Lederer read the study that was conducted at Sonoma State Hospital, and says the children underwent painful experimentation "for which they received no direct benefit."

"It seems clear that these were intended to enlarge knowledge about cerebral palsy," adds Lederer.

It did not produce a breakthrough, although Lederer says studies using mentally retarded children were critical in creating vaccines for polio and hepatitis.

Lederer says using captive populations meant big money for medical researchers: "It would even be an advantage in applying for grant money, because you don't have to go to the problem of recruiting subjects."

In the case of Sonoma State, records show that when the study began, cerebral palsy admissions there jumped by 300 percent.

"One of the ways that medical directors of such institutions sort of connected themselves to the world of medical research was simply to provide their patients as commodities," says Lederer. "I mean, we can provide this many guinea pigs for you."

Sonoma State is now known as Sonoma Developmental Center. During her 12-year search, Karen repeatedly wrote to the current administrator, looking for information about Mark.

She was told that there were "no records on radiation studies at Sonoma," and that there was "no record that your brother was involved in radiation research."

"And I'd say, 'Just go to the human radiation Web site and put in Sonoma State Hospital in your search and documents come up," says Karen. "You've gotta have something there. No. They deny it. Deny it. If I called her right now, she'd deny it."

Administrator Theresa Murphy has worked at Sonoma State for 30 years. She said she didn't have any information about the medical experimentation that was taking place at the institution.

When asked if patients at state hospitals were used in medical research, Murphy says, "I've read that there has been things like using rattlesnake venom of epilepsy. But you know, there's just nothing in our archives about the research you are talking about."

"If these studies were being done, if there are patients from here being sent for radiation studies, is that a stain on the hospital record," asks Mabrey.

"I think in the history of people with developmental disabilities, and there have been some dark times. I truly believe that," says Murphy. "And it wouldn't surprise me that there were things we would find - consider questionable today."

It took two years and a court order for Karen to get Sonoma State to turn over Mark's medical records. Though not complete, records did show that Mark Dal Molin suffered unusually high fevers the last six months of his life before dying of a seizure.

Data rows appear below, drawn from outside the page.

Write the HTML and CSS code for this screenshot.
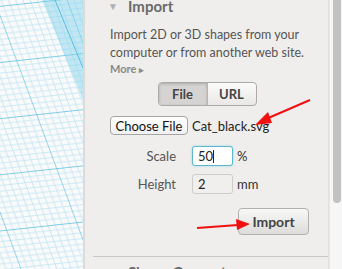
FILE: index.html
```html
<!DOCTYPE html>
<html>

<head>
    <title>Import</title>
    <meta name="viewport" content="width=device-width, minimum-scale=1.0" />
    <link rel="stylesheet" href="styles.css">
</head>

<body>
    <div class="app">
        <div class="canvas">
            <svg width="83" height="269" viewBox="0 0 83 269">
                <defs>
                    <pattern id="grid" width="70" height="54" patternUnits="userSpaceOnUse"
                        patternTransform="matrix(1 -0.108 0.37 1 16.1 60.3)">
                        <path d="M7 0V54M14 0V54M21 0V54M28 0V54M35 0V54M42 0V54M49 0V54M56 0V54M63 0V54
                                 M0 5.4H70M0 10.8H70M0 16.2H70M0 21.6H70M0 27H70M0 32.4H70M0 37.8H70M0 43.2H70M0 48.6H70"
                            stroke="#c6e6f3" stroke-width="0.9" fill="none" />
                        <path d="M0 0V54M0 0H70" stroke="#55bde0" stroke-width="1.2" fill="none" />
                    </pattern>
                </defs>
                <rect width="83" height="269" fill="#fafafa" />
                <rect width="83" height="269" fill="url(#grid)" />
                <polygon points="42,0 83,0 83,100" fill="#7fd0ea" opacity="0.45" />
                <line x1="55" y1="0" x2="83" y2="68" stroke="#55bde0" stroke-width="1" />
            </svg>
        </div>
        <div class="panel">
            <div class="section">
                <h2 class="section-title"><span class="tri">&#9660;</span>Import</h2>
                <p class="desc">Import 2D or 3D shapes from your computer or from another web site.</p>
                <a class="more">More <span class="more-arrow">&#9656;</span></a>
                <div class="seg-wrap">
                    <div class="seg">
                        <span class="seg-item active">File</span>
                        <span class="seg-item">URL</span>
                    </div>
                </div>
                <div class="file-row">
                    <button class="btn-file">Choose File</button>
                    <span class="file-name">Cat_black.svg</span>
                </div>
                <div class="field">
                    <label>Scale</label>
                    <span class="input focus">50<span class="caret"></span></span>
                    <span class="unit">%</span>
                </div>
                <div class="field">
                    <label>Height</label>
                    <span class="input">2</span>
                    <span class="unit">mm</span>
                </div>
                <div class="actions">
                    <button class="btn-import">Import</button>
                </div>
            </div>
            <div class="section-next">
                <h2 class="section-title"><span class="tri">&#9654;</span>Shape Generators</h2>
            </div>
            <svg class="arrows" width="243" height="269" viewBox="85 0 243 269">
                <g stroke="#f01010" stroke-width="2" fill="#f01010">
                    <line x1="310" y1="100" x2="266" y2="119" />
                    <polygon points="255,125 268,112 272,123" stroke="none" />
                    <line x1="197" y1="228" x2="238" y2="225" />
                    <polygon points="250,224 236,219 237,230" stroke="none" />
                </g>
            </svg>
        </div>
        <div class="scrollbar">
            <div class="thumb"></div>
        </div>
    </div>
</body>

</html>
```

FILE: styles.css
```css
html,
body {
    margin: 0;
    padding: 0;
    overflow: hidden;
}

body {
    font-family: Lato, "Open Sans", sans-serif;
    color: #555;
    background: #efeeec;
}

.app {
    display: flex;
    flex-flow: row nowrap;
    width: 342px;
    height: 269px;
}

.canvas {
    width: 83px;
    flex: none;
}

.canvas svg {
    display: block;
}

.panel {
    position: relative;
    width: 243px;
    flex: none;
    border-left: 2px solid #dcdbd9;
    border-right: 1px solid #e2e1df;
    background: #efeeec;
    overflow: hidden;
}

.section {
    margin: -3px 0 0 8px;
    padding: 0 18px 0 17px;
    border-bottom: 1px solid #c9c8c6;
    height: 260px;
    box-sizing: border-box;
}

.section-title {
    margin: 0 0 0 -2px;
    font-size: 15px;
    line-height: 18px;
    font-weight: bold;
    color: #6a6a6a;
    white-space: nowrap;
}

.tri {
    display: inline-block;
    width: 20px;
    font-size: 10px;
    color: #b0b0b0;
    vertical-align: 2px;
}

.desc {
    margin: 11px 0 0;
    font-size: 12.5px;
    line-height: 18px;
    color: #555;
}

.more {
    display: block;
    margin-top: 0;
    font-size: 11px;
    font-weight: bold;
    line-height: 14px;
    color: #8a8a8a;
}

.more-arrow {
    font-size: 9px;
}

.seg-wrap {
    display: flex;
    justify-content: center;
    margin-top: 5px;
    padding-right: 6px;
}

.seg {
    display: flex;
    border: 1px solid #aaa;
    border-radius: 4px;
    overflow: hidden;
    background: linear-gradient(#fbfbfa, #e9e8e6);
}

.seg-item {
    width: 48px;
    height: 22px;
    line-height: 22px;
    text-align: center;
    font-size: 13px;
    font-weight: bold;
    color: #444;
}

.seg-item.active {
    background: #d5d4d2;
    box-shadow: inset 0 1px 3px rgba(0, 0, 0, 0.2);
    border-right: 1px solid #b5b4b2;
}

.file-row {
    display: flex;
    align-items: center;
    margin-top: 10px;
}

.btn-file {
    width: 78px;
    height: 19px;
    padding: 0;
    font-family: Lato, "Open Sans", sans-serif;
    font-size: 13px;
    color: #111;
    background: linear-gradient(#ffffff, #f0f0f0);
    border: 1px solid #a5a5a5;
    border-radius: 4px;
}

.file-name {
    margin-left: 4px;
    font-size: 13px;
    color: #222;
}

.field {
    display: flex;
    align-items: center;
    margin-top: 11px;
}

.field + .field {
    margin-top: 8px;
}

.field label {
    width: 66px;
    text-align: right;
    font-size: 13px;
    color: #555;
}

.input {
    display: flex;
    align-items: center;
    margin-left: 16px;
    width: 41px;
    height: 20px;
    box-sizing: border-box;
    padding-left: 5px;
    font-size: 13px;
    color: #222;
    background: #f1efed;
    border: 1px solid #cfcdca;
    border-radius: 3px;
}

.input.focus {
    background: #fff;
    border: 1px solid #5fb7cc;
    box-shadow: 0 0 2px #7fd0e3;
}

.caret {
    display: inline-block;
    width: 1px;
    height: 13px;
    background: #222;
}

.unit {
    margin-left: 4px;
    font-size: 13px;
    color: #333;
}

.actions {
    display: flex;
    justify-content: flex-end;
    margin-top: 14px;
    padding-right: 1px;
}

.btn-import {
    width: 71px;
    height: 27px;
    padding: 0;
    font-family: Lato, "Open Sans", sans-serif;
    font-size: 14px;
    font-weight: bold;
    color: #444;
    background: linear-gradient(#f8f8f7, #dddcda);
    border: 1px solid #b2b1af;
    border-radius: 4px;
}

.section-next {
    margin: 6px 0 0 25px;
}

.arrows {
    position: absolute;
    left: 0;
    top: 0;
}

.scrollbar {
    flex: none;
    width: 13px;
    background: #f6f6f6;
    border-left: 1px solid #e6e6e6;
    padding: 0 2px 0 3px;
    box-sizing: border-box;
}

.thumb {
    width: 8px;
    height: 207px;
    margin-top: -4px;
    background: #c2c2c2;
    border-radius: 4px;
}
```
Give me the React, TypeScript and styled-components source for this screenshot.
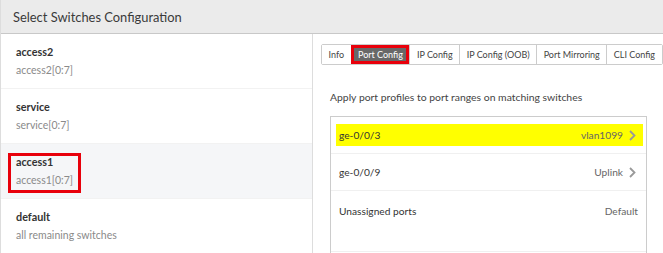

"He ran extremely high fevers that none of us here right now would live through," says Karen. "Swollen eyes, seizures, those things can fit in with radiation poisoning."

Mark's records contained another shock. Karen found not one, but two autopsy reports, one for his body and another for his brain. Karen says that Mark's brain was removed after he died.

"They took my brother's brain without consent, and the doctor, in his obituary it said that he had one of the largest brain collections," says Karen. "And if there's any way for me to find that, I would like to put him back together."

60 Minutes Wednesday learned that between 1955 and 1960, the brain of every cerebral palsy child who died at Sonoma State was removed and studied.

Rosemarie says she never gave them permission to take Mark's brain for research purposes. "I came from Europe after the war, where all these horrendous things happened," says Rosemarie. "I never dreamed that in this country, they would do experimenting children. Handicapped children."

Unless their families claimed them, the children ended up in a community grave with the ashes of 500 other people, or buried in a empty field without a headstone to mark their passing.

Theresa Murphy showed 60 Minutes Wednesday the final resting place of 1,400 Sonoma State patients. "The folks that remain here are undisturbed and available for family visitation," says Murphy.

But Mark Dal Molin's family was able, at least, to spare him that fate. They had him cremated and placed his ashes in a private mausoleum.